Provide "cradle to career" education opportunity
Reinforcing views of fellow GSIAC members, Mr. Hultin prescribes the start of educational activities from the earliest possible age, with emphasis on science, technology, engineering and math, to increase the supply of bright entrepreneurial employees available in the national work pool.
Re-envision universities
Enable university researchers to exit the system, run businesses, and return, says Mr. Hultin, and foster collaborations between science / technology students and business students.
As well, he says, governments should help develop university-run business incubators, facilitate the evolution of research to marketable products, and be a "market-making customer" for new technologies.
Create a culture of national networking for innovation with special purpose incubators
Mr. Hultin cites several \ global examples of networking incubators that promote innovation and its financing, including:
  • VC4Africa (East Africa's Venture Capital for Africa: vc4africa.biz)
  • MediaX in Palo Alto, which connects businesses with Stanford University's world-renowned faculty: mediax.stanford.edu
  • Media Lab of New York, a collaboration between the city government, the Polytechnic Institute of New York University, and Columbia University, connecting companies looking to advance new media technologies with academic institutions undertaking relevant research, in order to drive collaborative innovation: nycmedialab.org
  • Mr. Hultin adds that companies in the developing world might use such networking mechanisms to team with firms in need of local expertise to support and grow exports.
    He also pointed to such networking opportunities as the Global Entrepreneurship Summit Oct. 12, officiated by US President Obama and Malaysian Prime Minister Najib, part of the International Greentech and Ecoproducts Exhibition and Conference, in Malaysia Oct. 10 to 13.

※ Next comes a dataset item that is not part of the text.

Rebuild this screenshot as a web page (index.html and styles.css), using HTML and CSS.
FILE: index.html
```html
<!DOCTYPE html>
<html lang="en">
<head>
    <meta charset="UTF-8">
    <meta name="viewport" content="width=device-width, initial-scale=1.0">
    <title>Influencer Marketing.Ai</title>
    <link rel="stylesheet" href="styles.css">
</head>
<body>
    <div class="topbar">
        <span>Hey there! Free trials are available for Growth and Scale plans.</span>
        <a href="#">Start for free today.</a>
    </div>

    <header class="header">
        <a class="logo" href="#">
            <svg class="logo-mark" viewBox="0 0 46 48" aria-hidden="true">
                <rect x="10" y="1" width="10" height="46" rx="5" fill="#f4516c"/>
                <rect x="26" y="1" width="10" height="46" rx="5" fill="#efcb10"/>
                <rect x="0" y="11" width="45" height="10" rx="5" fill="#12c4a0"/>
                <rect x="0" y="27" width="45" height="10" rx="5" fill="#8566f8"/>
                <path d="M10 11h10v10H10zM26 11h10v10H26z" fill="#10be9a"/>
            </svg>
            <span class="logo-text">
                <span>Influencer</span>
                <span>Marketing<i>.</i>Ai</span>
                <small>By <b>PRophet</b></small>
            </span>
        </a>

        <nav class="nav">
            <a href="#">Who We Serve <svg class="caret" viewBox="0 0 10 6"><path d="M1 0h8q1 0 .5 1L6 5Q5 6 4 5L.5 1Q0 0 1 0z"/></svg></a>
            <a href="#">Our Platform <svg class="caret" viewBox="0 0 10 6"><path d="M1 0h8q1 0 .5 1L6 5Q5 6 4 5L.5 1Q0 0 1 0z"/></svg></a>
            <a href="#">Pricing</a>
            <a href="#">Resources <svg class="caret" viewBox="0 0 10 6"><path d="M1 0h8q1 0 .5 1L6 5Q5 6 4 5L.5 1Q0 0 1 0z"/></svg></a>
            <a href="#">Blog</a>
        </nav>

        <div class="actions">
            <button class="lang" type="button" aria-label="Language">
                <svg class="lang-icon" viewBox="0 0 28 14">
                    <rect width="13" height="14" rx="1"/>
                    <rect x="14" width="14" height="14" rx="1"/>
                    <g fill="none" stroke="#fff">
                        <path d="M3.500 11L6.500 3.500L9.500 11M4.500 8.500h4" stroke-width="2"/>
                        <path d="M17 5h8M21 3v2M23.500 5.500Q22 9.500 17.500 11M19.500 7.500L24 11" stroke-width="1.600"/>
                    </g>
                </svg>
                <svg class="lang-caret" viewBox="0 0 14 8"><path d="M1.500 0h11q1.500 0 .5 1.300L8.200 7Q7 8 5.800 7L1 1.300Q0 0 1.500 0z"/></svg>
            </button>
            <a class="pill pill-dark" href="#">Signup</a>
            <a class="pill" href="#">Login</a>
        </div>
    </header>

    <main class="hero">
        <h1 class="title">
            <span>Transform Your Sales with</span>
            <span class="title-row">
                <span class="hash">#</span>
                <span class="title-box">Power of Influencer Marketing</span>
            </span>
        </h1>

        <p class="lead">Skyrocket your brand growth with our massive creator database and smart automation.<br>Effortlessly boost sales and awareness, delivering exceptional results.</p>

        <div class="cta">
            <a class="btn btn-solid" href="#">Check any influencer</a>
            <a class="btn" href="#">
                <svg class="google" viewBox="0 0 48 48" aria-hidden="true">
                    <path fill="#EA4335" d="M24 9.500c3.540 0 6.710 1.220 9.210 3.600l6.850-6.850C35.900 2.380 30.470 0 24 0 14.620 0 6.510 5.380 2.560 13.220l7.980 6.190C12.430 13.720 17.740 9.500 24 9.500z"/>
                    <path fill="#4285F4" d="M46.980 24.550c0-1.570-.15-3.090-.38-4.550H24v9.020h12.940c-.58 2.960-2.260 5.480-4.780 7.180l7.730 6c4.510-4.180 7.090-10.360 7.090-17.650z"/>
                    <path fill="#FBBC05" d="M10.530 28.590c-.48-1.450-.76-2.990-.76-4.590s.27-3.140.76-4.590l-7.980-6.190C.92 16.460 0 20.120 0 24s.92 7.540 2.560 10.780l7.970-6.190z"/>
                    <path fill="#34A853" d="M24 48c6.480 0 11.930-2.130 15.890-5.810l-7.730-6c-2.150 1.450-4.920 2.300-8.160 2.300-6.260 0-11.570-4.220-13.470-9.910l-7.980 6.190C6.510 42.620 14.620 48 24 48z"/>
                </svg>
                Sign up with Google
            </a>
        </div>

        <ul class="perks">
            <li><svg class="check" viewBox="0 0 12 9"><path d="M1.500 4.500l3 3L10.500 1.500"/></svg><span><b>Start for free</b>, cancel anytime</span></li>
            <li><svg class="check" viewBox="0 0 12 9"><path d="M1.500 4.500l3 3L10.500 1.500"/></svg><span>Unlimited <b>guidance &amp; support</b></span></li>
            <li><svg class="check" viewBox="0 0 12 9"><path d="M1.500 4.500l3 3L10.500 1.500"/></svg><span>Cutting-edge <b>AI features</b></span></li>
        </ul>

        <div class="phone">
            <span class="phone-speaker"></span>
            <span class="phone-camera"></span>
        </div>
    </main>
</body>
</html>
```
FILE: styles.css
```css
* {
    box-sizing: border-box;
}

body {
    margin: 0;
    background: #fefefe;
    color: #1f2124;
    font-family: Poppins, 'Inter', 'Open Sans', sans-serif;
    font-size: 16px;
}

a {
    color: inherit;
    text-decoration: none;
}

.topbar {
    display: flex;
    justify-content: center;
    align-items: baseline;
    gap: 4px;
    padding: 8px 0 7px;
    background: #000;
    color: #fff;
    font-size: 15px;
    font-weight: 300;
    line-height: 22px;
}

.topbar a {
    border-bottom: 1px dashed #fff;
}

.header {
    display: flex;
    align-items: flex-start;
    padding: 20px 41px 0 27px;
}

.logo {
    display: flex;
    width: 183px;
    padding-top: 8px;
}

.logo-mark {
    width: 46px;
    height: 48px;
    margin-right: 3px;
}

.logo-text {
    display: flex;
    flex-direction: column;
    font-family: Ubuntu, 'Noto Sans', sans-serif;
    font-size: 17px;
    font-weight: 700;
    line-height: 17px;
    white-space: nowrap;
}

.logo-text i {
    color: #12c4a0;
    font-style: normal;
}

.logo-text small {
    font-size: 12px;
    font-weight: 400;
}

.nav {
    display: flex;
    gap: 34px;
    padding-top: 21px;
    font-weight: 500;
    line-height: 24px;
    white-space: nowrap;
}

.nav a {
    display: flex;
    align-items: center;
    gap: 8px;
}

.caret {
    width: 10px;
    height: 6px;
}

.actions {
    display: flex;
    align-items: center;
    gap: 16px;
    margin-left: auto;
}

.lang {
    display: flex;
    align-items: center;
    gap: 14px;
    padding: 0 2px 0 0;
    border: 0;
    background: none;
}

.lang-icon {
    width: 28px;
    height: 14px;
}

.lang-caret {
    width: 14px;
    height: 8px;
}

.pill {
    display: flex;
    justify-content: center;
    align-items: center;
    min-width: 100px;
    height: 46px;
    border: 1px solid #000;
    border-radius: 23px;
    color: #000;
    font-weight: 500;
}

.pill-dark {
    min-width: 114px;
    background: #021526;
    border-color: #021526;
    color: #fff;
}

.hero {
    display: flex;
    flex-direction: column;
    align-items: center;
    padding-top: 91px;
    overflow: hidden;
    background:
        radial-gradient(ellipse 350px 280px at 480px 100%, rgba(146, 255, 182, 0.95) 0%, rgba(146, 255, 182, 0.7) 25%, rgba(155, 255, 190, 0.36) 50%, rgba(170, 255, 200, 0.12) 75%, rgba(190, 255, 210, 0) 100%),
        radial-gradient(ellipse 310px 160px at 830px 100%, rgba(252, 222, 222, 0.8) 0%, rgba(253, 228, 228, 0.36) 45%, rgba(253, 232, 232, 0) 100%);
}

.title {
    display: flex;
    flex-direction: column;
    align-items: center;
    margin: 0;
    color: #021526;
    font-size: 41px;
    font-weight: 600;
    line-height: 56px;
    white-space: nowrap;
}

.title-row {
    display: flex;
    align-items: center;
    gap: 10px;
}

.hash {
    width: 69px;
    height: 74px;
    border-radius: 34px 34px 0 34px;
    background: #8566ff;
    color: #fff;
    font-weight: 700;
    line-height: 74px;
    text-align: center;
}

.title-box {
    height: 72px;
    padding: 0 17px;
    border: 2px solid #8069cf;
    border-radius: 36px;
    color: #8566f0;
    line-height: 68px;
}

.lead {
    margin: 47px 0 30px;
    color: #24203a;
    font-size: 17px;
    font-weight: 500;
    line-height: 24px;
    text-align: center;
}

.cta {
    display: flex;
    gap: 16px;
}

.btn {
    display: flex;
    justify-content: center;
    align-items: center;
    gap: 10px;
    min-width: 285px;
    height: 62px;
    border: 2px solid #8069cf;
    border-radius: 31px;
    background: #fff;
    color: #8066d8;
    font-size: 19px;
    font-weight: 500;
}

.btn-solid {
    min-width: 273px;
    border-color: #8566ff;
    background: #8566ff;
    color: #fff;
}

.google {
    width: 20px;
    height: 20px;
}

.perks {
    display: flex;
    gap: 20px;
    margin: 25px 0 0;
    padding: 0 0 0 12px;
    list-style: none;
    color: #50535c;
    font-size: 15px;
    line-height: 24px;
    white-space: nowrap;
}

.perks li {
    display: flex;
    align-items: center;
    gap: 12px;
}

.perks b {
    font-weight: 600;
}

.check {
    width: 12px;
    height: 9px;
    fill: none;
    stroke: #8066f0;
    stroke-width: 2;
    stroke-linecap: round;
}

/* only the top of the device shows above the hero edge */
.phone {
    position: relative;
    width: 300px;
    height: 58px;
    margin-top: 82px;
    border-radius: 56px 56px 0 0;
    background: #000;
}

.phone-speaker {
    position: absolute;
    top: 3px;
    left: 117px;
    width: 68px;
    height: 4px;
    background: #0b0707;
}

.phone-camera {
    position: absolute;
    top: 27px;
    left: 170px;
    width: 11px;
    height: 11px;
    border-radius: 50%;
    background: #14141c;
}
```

    Stress research and development, including living laboratories
    Stressing again the critical importance of energy, Mr. Hultin advocates smart electricity initiatives essential to cities of the future, developing and demonstrating energy-saving technologies for the creation of smart transportation, smart buildings and 'microgrids' (local power generation via small urban wind turbines), which together will offer the highest returns on green energy investments.
    China is planning cities for 250 million people, he noted, creating enormous opportunity for companies worldwide with relevant high efficiency technologies and expertise.

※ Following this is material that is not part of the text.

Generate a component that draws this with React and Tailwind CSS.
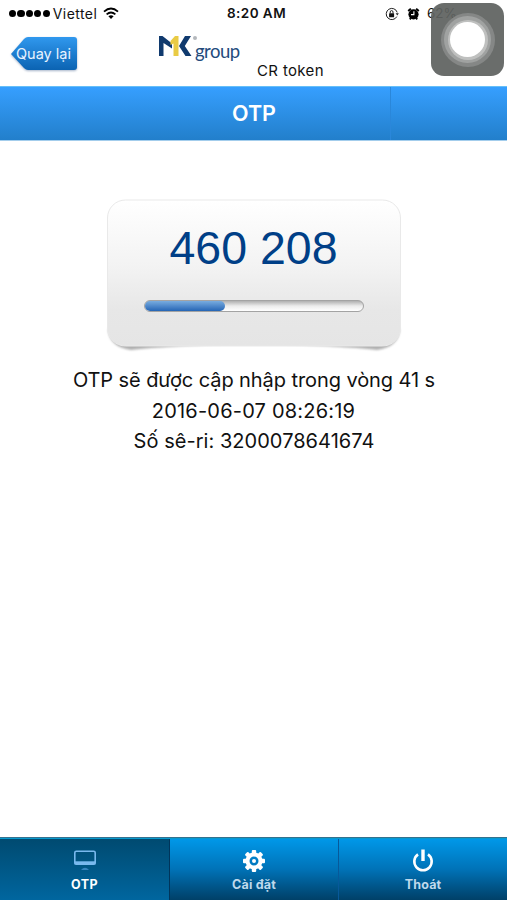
import React from "react";

function StatusBar() {
  return (
    <div className="grid h-[27px] grid-cols-[169px_1fr_169px] items-center text-[13.5px] leading-[27px] text-[#111]">
      <div className="flex items-center pl-[9px]">
        <div className="flex gap-[1.2px]">
          {[0, 1, 2, 3, 4].map((n) => (
            <span key={n} className="h-[7.2px] w-[7.2px] rounded-full bg-black" />
          ))}
        </div>
        <span className="ml-[3px] text-[14px] tracking-[0.45px]">Viettel</span>
        <svg className="ml-[6px] h-[13px] w-[16px]" viewBox="0 0 16 13" fill="none" stroke="#000" strokeWidth="1.8">
          <path d="M1 4.6Q8-1.6 15 4.6M3.6 7.4Q8 3.6 12.4 7.4" />
          <path d="M5.4 9.3Q8 7.2 10.6 9.3L8 12Z" fill="#000" stroke="none" />
        </svg>
      </div>
      <div className="pl-[6px] text-center font-semibold tracking-[0.45px]">8:20 AM</div>
      <div className="flex items-center pl-[47px]">
        <svg className="h-[14px] w-[14px]" viewBox="0 0 14 14" fill="none" stroke="#222" strokeWidth="1">
          <path d="M11.8 9.6A5.6 5.6 0 1 1 12.2 5.4" />
          <path d="M10.6 6.2h3.2L12.3 8.6Z" fill="#222" stroke="none" />
          <rect x="4.1" y="6.2" width="5" height="4" rx=".5" fill="#111" stroke="none" />
          <path d="M5.2 6.5V5a1.4 1.4 0 0 1 2.8 0v1.5" />
        </svg>
        <svg className="ml-[8px] h-[14px] w-[13px]" viewBox="0 0 13 14">
          <circle cx="6.5" cy="7.3" r="5.1" fill="#000" />
          <path d="M1.2 4 3.8 1.6M11.8 4 9.2 1.6M2.8 12.4l1-1.2M10.2 12.4l-1-1.2" stroke="#000" strokeWidth="1.8" />
          <path d="M6.9 4.3v3.3H4" fill="none" stroke="#fff" strokeWidth="1.1" />
        </svg>
        <span className="ml-[7px]">62%</span>
      </div>
    </div>
  );
}

function AssistiveTouch() {
  return (
    <div className="absolute left-[431px] top-[3px] flex h-[73px] w-[73px] items-center justify-center rounded-[13px] bg-[#5f6260]/[.93]">
      <div className="flex h-[54px] w-[54px] items-center justify-center rounded-full bg-[#858786]">
        <div className="flex h-[47px] w-[47px] items-center justify-center rounded-full bg-[#a0a2a1]">
          <div className="flex h-[40px] w-[40px] items-center justify-center rounded-full bg-[#bfc0bf]">
            <div className="h-[35px] w-[35px] rounded-full bg-white" />
          </div>
        </div>
      </div>
    </div>
  );
}

function Header() {
  return (
    <div className="flex h-[59px] items-start">
      <button className="relative ml-[10px] mt-[9px] flex h-[36px] w-[68px] justify-center">
        <svg className="absolute inset-0 h-[36px] w-[68px] drop-shadow-[0_1px_1px_rgba(0,40,100,0.35)]" viewBox="0 0 68 36">
          <defs>
            <linearGradient id="back" x1="0" y1="0" x2="0" y2="1">
              <stop offset="0" stopColor="#3098ee" />
              <stop offset="1" stopColor="#0b63b2" />
            </linearGradient>
          </defs>
          <path d="M1 18 14 3Q16 1 18 1H64Q67 1 67 4V31Q67 34 64 34H18Q16 34 14 32Z" fill="url(#back)" />
        </svg>
        <span className="relative -ml-[1px] text-[14.5px] leading-[35px] text-[#e8f3ff]">Quay lại</span>
      </button>
      <div className="ml-[80px] mt-[7px] flex w-[84px]">
        <svg className="h-[24px] w-[41px] shrink-0" viewBox="0 0 41 24">
          <path d="M1 2H4.5L14 9.5V14.5L5.5 9V22H1Z" fill="#103a6e" />
          <path d="M12.5 7 17 2H20.5V22H15.5V9.5L12.5 11Z" fill="#e9cb45" />
          <path d="M27 2H33L26.8 12 33.5 22H27.5L21 12Z" fill="#103a6e" />
          <circle cx="37" cy="4" r="2" fill="#b4b8bc" />
        </svg>
        <span className="-ml-[4px] mt-[5px] font-['Lato'] text-[18.5px] leading-[24px] tracking-[-0.5px] text-[#234b7c]">group</span>
      </div>
      <span className="ml-[15px] mt-[34px] text-[15px] leading-[20px] tracking-[0.35px] text-[#111]">CR token</span>
    </div>
  );
}

function TokenCard() {
  return (
    <div className="relative mx-auto mt-[58px] h-[154px] w-[298px]">
      <svg className="absolute inset-0 h-[154px] w-[298px]" viewBox="0 0 298 154">
        <defs>
          <linearGradient id="card" x1="0" y1="0" x2="0" y2="1">
            <stop offset="0" stopColor="#fff" />
            <stop offset=".45" stopColor="#f3f3f3" />
            <stop offset=".75" stopColor="#e7e7e7" />
            <stop offset="1" stopColor="#e5e5e5" />
          </linearGradient>
          <filter id="soft" x="-10%" y="-10%" width="120%" height="120%">
            <feGaussianBlur stdDeviation="1.3" />
          </filter>
        </defs>
        <path d="M3 130Q4 148 26 151Q60 147 149 144Q238 147 272 151Q294 148 295 130Z" fill="#b0b0b0" filter="url(#soft)" />
        <rect x="2.5" y="1" width="293" height="146" rx="18" fill="url(#card)" />
        <rect x="2.5" y="1" width="293" height="146" rx="18" fill="none" stroke="#e9e9e9" />
      </svg>
      <div className="relative flex flex-col items-center">
        <div className="mt-[21px] font-['Liberation_Sans'] text-[46.5px] leading-[56px] text-[#003f87]">460 208</div>
        <div className="mt-[24px] h-[12px] w-[220px] overflow-hidden rounded-full border border-[#a3a3a3] bg-linear-to-b from-[#b0b0b0] via-[#ececec] to-white">
          <div className="h-full w-[80px] rounded-r-full bg-linear-to-b from-[#78acdf] to-[#2465b5]" />
        </div>
      </div>
    </div>
  );
}

function Tab({ label, active, children }) {
  return (
    <div
      className={
        active
          ? "flex w-[170px] flex-col items-center border-r border-[#00355b] bg-linear-to-b from-[#004a70] to-[#00669f]"
          : "flex flex-1 flex-col items-center border-r border-[#07599a] bg-linear-to-b from-[#0099ea] via-[#0073b8] to-[#004068] last:border-r-0"
      }
    >
      <div className="mt-[10px] flex h-[26px] items-center">{children}</div>
      <span
        className={
          active
            ? "mt-[3px] text-[12.5px] font-bold leading-[16px] tracking-[0.4px] text-white"
            : "mt-[3px] text-[12.5px] font-bold leading-[16px] tracking-[0.2px] text-[#bfd9ec]"
        }
      >
        {label}
      </span>
    </div>
  );
}

const teeth = [0, 45, 90, 135, 180, 225, 270, 315];

function TabBar() {
  return (
    <div className="relative flex h-[63px] border-t border-[#35718f] after:absolute after:inset-x-0 after:top-0 after:h-[1px] after:bg-[#079ace]">
      <Tab label="OTP" active>
        <svg className="h-[22px] w-[24px]" viewBox="0 0 24 22">
          <rect x="1.8" y="1.3" width="20.4" height="13" rx="1.5" fill="none" stroke="#79b9ee" strokeWidth="1.6" />
          <path d="M1.5 11.3h21v3h-21z" fill="#79b9ee" />
          <path d="M8 20Q12 15.5 16 20Z" fill="#3585bf" />
        </svg>
      </Tab>
      <Tab label="Cài đặt">
        <svg className="h-[24px] w-[24px]" viewBox="0 0 24 24">
          {teeth.map((a) => (
            <rect key={a} x="9.8" y="1" width="4.4" height="6" rx="1" fill="#fff" transform={`rotate(${a} 12 12)`} />
          ))}
          <circle cx="12" cy="12" r="6.5" fill="none" stroke="#fff" strokeWidth="4" />
          <circle cx="12" cy="12" r="2" fill="#fff" />
        </svg>
      </Tab>
      <Tab label="Thoát">
        <svg className="h-[24px] w-[24px]" viewBox="0 0 24 24" fill="none" stroke="#fff">
          <path d="M7 5.4A8.7 8.7 0 1 0 17 5.4" strokeWidth="2.6" />
          <path d="M12 .5v11.5" strokeWidth="3.4" />
        </svg>
      </Tab>
    </div>
  );
}

export default function App() {
  return (
    <div className="relative flex h-[900px] w-[507px] flex-col overflow-hidden bg-white font-['Inter','Liberation_Sans',sans-serif]">
      <StatusBar />
      <Header />
      <div className="flex h-[55px] border-y border-t-[#66bff8] border-b-[#a3cdec] bg-linear-to-b from-[#369fff] to-[#227fcb]">
        <div className="w-[391px] border-r border-[#2a87da] pl-[118px] text-center text-[21.5px] font-semibold leading-[53px] text-white">OTP</div>
      </div>
      <TokenCard />
      <div className="mt-[12px] text-center text-[20px] leading-[30.5px] text-[#111]">
        <div className="pl-[1px] tracking-[-0.08px]">OTP sẽ được cập nhập trong vòng 41 s</div>
        <div className="tracking-[0.2px]">2016-06-07 08:26:19</div>
        <div className="pl-[1px] tracking-[0.04px]">Số sê-ri: 3200078641674</div>
      </div>
      <div className="flex-1" />
      <TabBar />
      <AssistiveTouch />
    </div>
  );
}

    He points also to the potential of bio-mass in a country like Malaysia with its enormous palm oil industry, the waste from which represents a major Malaysian asset, though its use involves challenges and shale oil will be a very competitive energy option.
    Help other developing nations increase their green energy programs
    To help create "a robust, energetic active network of ideas, young people and capital," engage young people and learn from innovative efforts in other parts of the world, says Mr. Hultin, such as the creation of Africa's Konsa Techno City in Kenya (http://www.konzacity.co.ke), described as "a sustainable, world-class technology hub and a major economic driver for the nation with a vibrant mix of businesses, workers, residents, and urban amenities."
    Says Mr. Hultin: "Get out of your home. Help. Learn. Get excited. Bring back ideas."
    Strongly support small and medium enterprises
    "A lot of new ideas will come at this level, so pay attention," says Mr. Hultin.
    Malaysia's IRIS Corporation, for example, has developed and demonstrated a "smart village," featuring a self-sustaining agriculture system and small homes built with a mixture of styrofoam and cement as its base, "thus lowering development cost without compromising quality," says IRIS. Offering a dignified exit from rural poverty, the first village was inaugurated earlier this year by Prime Minister Najib and attracted world attention, with the Malaysian innovators invited to create a smart village in rural South Africa.
    Seed small commercial developments in rural areas
    Mr. Hultin suggests emulating creative enterprises like the Green Energy Park in South Africa, which deploys simple, profitable applications for transforming biomass into energy and/or chemicals.
    Another example: mobile kiosks for charging cell phones with solar power to help build wireless networks in pockets of the world that are still off-grid.
    Invest in long-term, game-changing breakthrough research
    "Support a long-term transformative breakthrough in science that will completely disrupt and revolutionize the energy equation, even if it may take 30 years to see the results," Mr. Hultin counsels. "Team up with US, European, Indian and/or Chinese universities and corporations."
    Examples of such research: Large storage battery technology or high efficiency solar power.
    Identify new opportunities in the global market place
    The modular construction of buildings and bridges for export, an innovation being pioneered in the Philippines, is a great example of an emerging opportunity, Mr. Hultin says, as are opportunities related to the world's ever-rising need for resources -- especially food and water -- over the next 30 years.
    "Finding money for game-changing ideas will not be an issue," he adds. "Money will find big ideas that work."
    "Malaysia has made real progress in creating an innovation economy and focusing on green energy. Now is the time to connect entrepreneurial young people into a fertile network that produces new solutions, new businesses, and new jobs. To use an analogy: The water is hot; now is the time to make the water boil!"
    Zakri Abdul Hamid, Science Advisor to Prime Minister Najib, says recommended reforms in the national educational and other human capacity-building systems, finding additional value in Malaysia's oil palm tree resources, and the creation of "smart" communities large and small, are among the ways in which the international council has made a valued contribution to Malaysia's sustainable development in the two and a half years since its creation.
    "The GSIAC provides an important international sounding board for the Prime Minister in his leadership of Malaysia's efforts to create a sustainable, high income economy through science, technology and innovation, and we are grateful to all those from other countries such as Jerry Hultin contributing their time and expertise to benefit the Malaysian people."